There will always be regional adaptations, inventions, and changes in recipe, so even though there are some similarities in Chinese and Thai food, each cuisine celebrates food a bit differently!
Related Questions
Now that you know the main differences in each cuisine, here are a few related questions regarding Thai food and Chinese food.
Does Thai food take inspiration from other cuisines?
Yes. Thai food is not only influenced by Chinese cuisine, but is also an amalgamation of Indian and Portuguese cuisines as well.
These influences are not immediately apparent, but have been shaped over centuries and can be seen in the context of techniques, spices, and ingredients. Similarly, you may even find a touch of Thai cuisine in other cultures too.
Can you find Chinese restaurants in Thailand?

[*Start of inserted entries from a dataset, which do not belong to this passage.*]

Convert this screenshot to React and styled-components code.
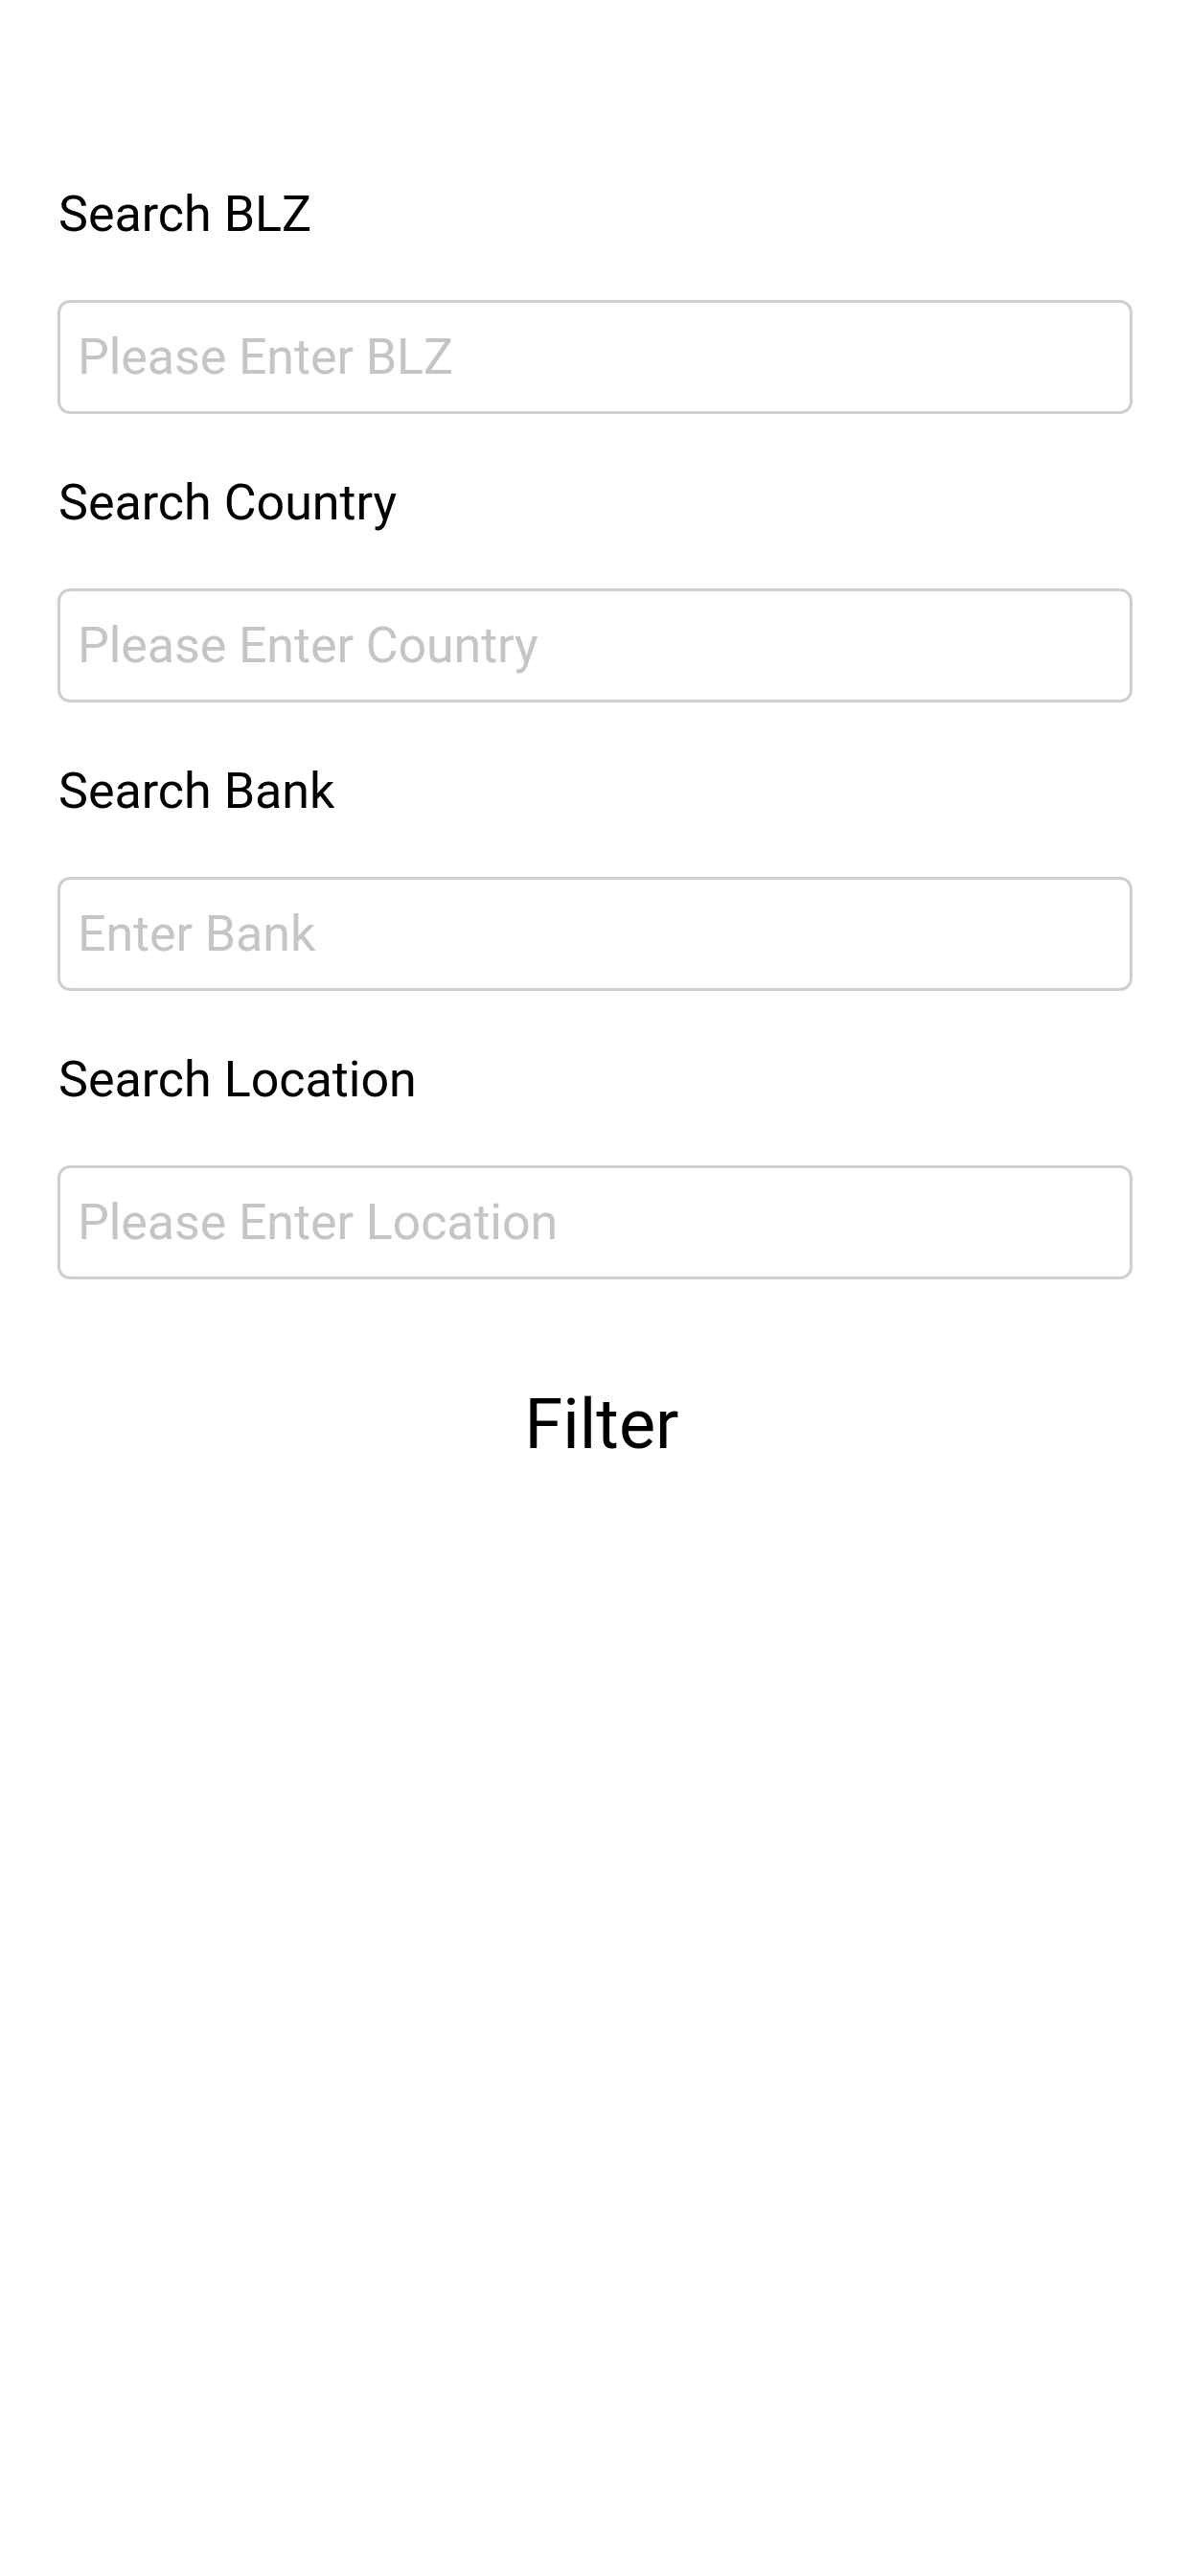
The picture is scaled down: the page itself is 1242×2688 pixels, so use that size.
import React from "react";
import styled, { createGlobalStyle } from "styled-components";

const Global = createGlobalStyle`
  html, body {
    margin: 0;
    padding: 0;
    background: #ffffff;
  }
  body {
    font-family: Roboto, "Noto Sans", sans-serif;
    -webkit-font-smoothing: antialiased;
  }
  * { box-sizing: border-box; }
`;

const Page = styled.main`
  width: 1242px;
  min-height: 2688px;
  background: #ffffff;
  padding: 194px 60px 0 60px;
  display: flex;
  flex-direction: column;
`;

const Field = styled.div`
  display: flex;
  flex-direction: column;
  gap: 59px;
  margin-bottom: 63px;
`;

const Label = styled.label`
  font-family: Roboto, "Noto Sans", sans-serif;
  font-size: 52px;
  line-height: 60px;
  height: 60px;
  color: #000000;
  padding-left: 1px;
  letter-spacing: 0;
`;

const Input = styled.input`
  width: 100%;
  height: 119px;
  border: 3px solid #cfcfcf;
  border-radius: 13px;
  padding: 0 18px;
  font-family: Roboto, "Noto Sans", sans-serif;
  font-size: 52px;
  color: #000000;
  background: #ffffff;
  outline: none;
  letter-spacing: -0.1px;

  &::placeholder {
    color: #c5c5c7;
  }
`;

const FilterButton = styled.button`
  align-self: center;
  margin-top: 46px;
  margin-left: 14px;
  border: none;
  background: none;
  padding: 0;
  font-family: Roboto, "Noto Sans", sans-serif;
  font-size: 72px;
  line-height: 86px;
  color: #000000;
  cursor: pointer;
`;

const fields = [
  { label: "Search BLZ", placeholder: "Please Enter BLZ" },
  { label: "Search Country", placeholder: "Please Enter Country" },
  { label: "Search Bank", placeholder: "Enter Bank" },
  { label: "Search Location", placeholder: "Please Enter Location" },
];

export default function App() {
  return (
    <>
      <Global />
      <Page>
        {fields.map((f) => (
          <Field key={f.label}>
            <Label>{f.label}</Label>
            <Input placeholder={f.placeholder} />
          </Field>
        ))}
        <FilterButton>Filter</FilterButton>
      </Page>
    </>
  );
}
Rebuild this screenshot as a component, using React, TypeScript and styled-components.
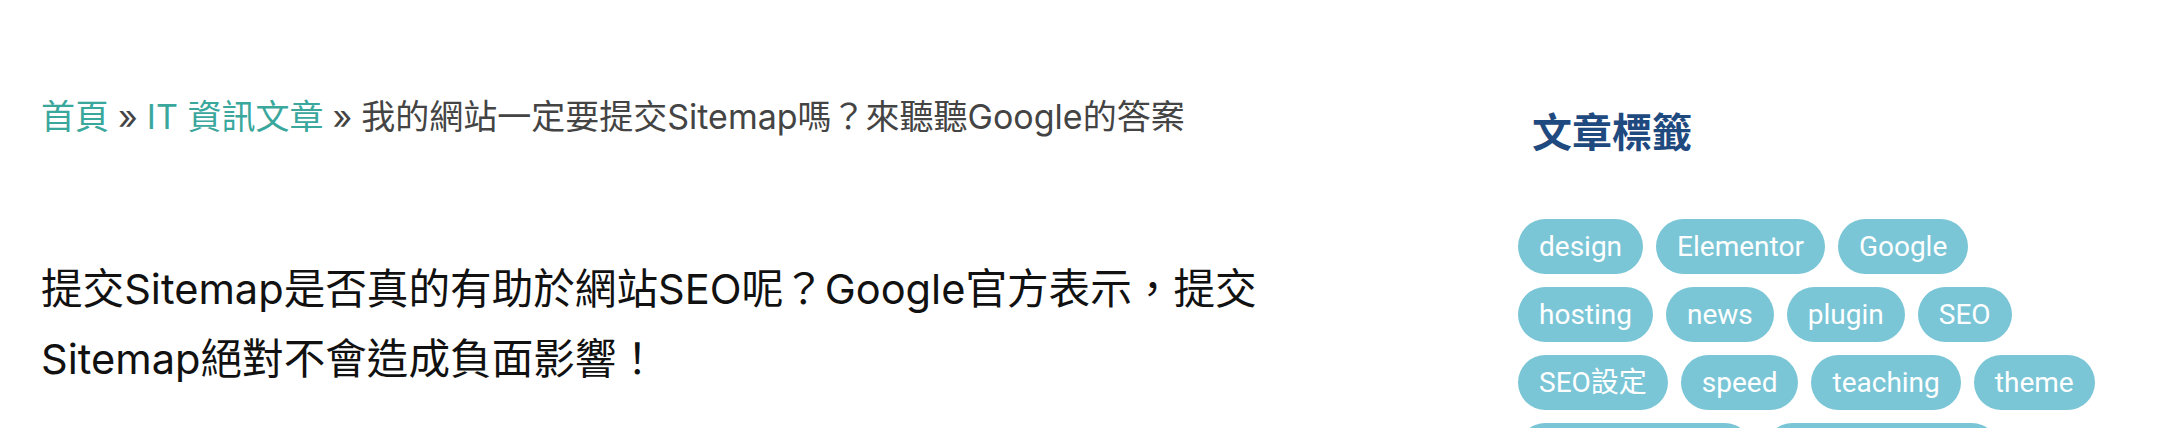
import styled, { createGlobalStyle } from 'styled-components'

const GlobalStyle = createGlobalStyle`
  html, body {
    margin: 0;
    padding: 0;
    background: #ffffff;
  }

  body {
    font-family: Inter, "Noto Sans CJK TC", sans-serif;
    overflow: hidden;
  }
`

const Page = styled.div`
  display: flex;
  align-items: flex-start;
  width: 2160px;
  height: 428px;
  overflow: hidden;
`

const Main = styled.main`
  box-sizing: border-box;
  flex: 0 0 1301px;
  padding: 93px 0 0 41px;
`

const Breadcrumb = styled.nav`
  color: #444444;
  font-size: 34px;
  line-height: 48px;
  white-space: nowrap;
`

const Crumb = styled.a`
  color: #3aa79d;
  text-decoration: none;
`

const Separator = styled.span`
  color: #444444;
  margin: 0 9px;
`

const Lead = styled.p`
  color: #111111;
  font-size: 41.6px;
  line-height: 70px;
  margin: 113px 0 0;
`

const Sidebar = styled.aside`
  box-sizing: border-box;
  flex: 0 0 596px;
  margin-left: 217px;
  padding-top: 109px;
`

const WidgetTitle = styled.h3`
  color: #1f4a80;
  font-size: 40px;
  font-weight: 700;
  line-height: 48px;
  margin: 0 0 62px;
  padding-left: 14px;
`

const TagCloud = styled.ul`
  display: flex;
  flex-wrap: wrap;
  gap: 13px;
  list-style: none;
  margin: 0;
  padding: 0;
`

const Tag = styled.li`
  background: #7ac6d7;
  border-radius: 28px;
  box-sizing: border-box;
  color: #ffffff;
  font-family: Roboto, "Noto Sans CJK TC", sans-serif;
  font-size: 28px;
  height: 55px;
  line-height: 55px;
  padding: 0 21px;
  white-space: nowrap;
`

const tags = [
  'design',
  'Elementor',
  'Google',
  'hosting',
  'news',
  'plugin',
  'SEO',
  'SEO設定',
  'speed',
  'teaching',
  'theme',
  'WordPress教學',
  'WordPress外掛',
]

export default function App() {
  return (
    <>
      <GlobalStyle />
      <Page>
        <Main>
          <Breadcrumb>
            <Crumb href="#">首頁</Crumb>
            <Separator>»</Separator>
            <Crumb href="#">IT 資訊文章</Crumb>
            <Separator>»</Separator>
            我的網站一定要提交Sitemap嗎？來聽聽Google的答案
          </Breadcrumb>
          <Lead>
            提交Sitemap是否真的有助於網站SEO呢？Google官方表示，提交Sitemap絕對不會造成負面影響！
          </Lead>
        </Main>
        <Sidebar>
          <WidgetTitle>文章標籤</WidgetTitle>
          <TagCloud>
            {tags.map((tag) => (
              <Tag key={tag}>{tag}</Tag>
            ))}
          </TagCloud>
        </Sidebar>
      </Page>
    </>
  )
}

Yes! There are plenty of Chinese restaurants located all over Thailand. Both cultures share similarities and you can also find signboards that have both Thai and Chinese written on them.
Chinese restaurants in Thailand are quite popular and serve many authentic and regional dishes. The same can be said about Thai restaurants in China, too. There are even street vendors in Beijing that serve authentic Pad Thai!
Is Thai food healthier than Chinese food?
Traditional Thai food is generally considered to be the healthier option of the two since Thai food uses way less oil, different veggies, and low-sodium ingredients.
However, both cuisines may be altered to fit the palettes of different regions, which means that you can come across several recipe variants with unhealthy ingredients or other fatty additives.
For example, traditional Chinese food isn’t generally unhealthy (even with the use of oil), but some regional recipes may go heavy on high-carb and low-nutrition recipes, such as Crab Rangoon, Lo Mein, or a large serving of fried rice.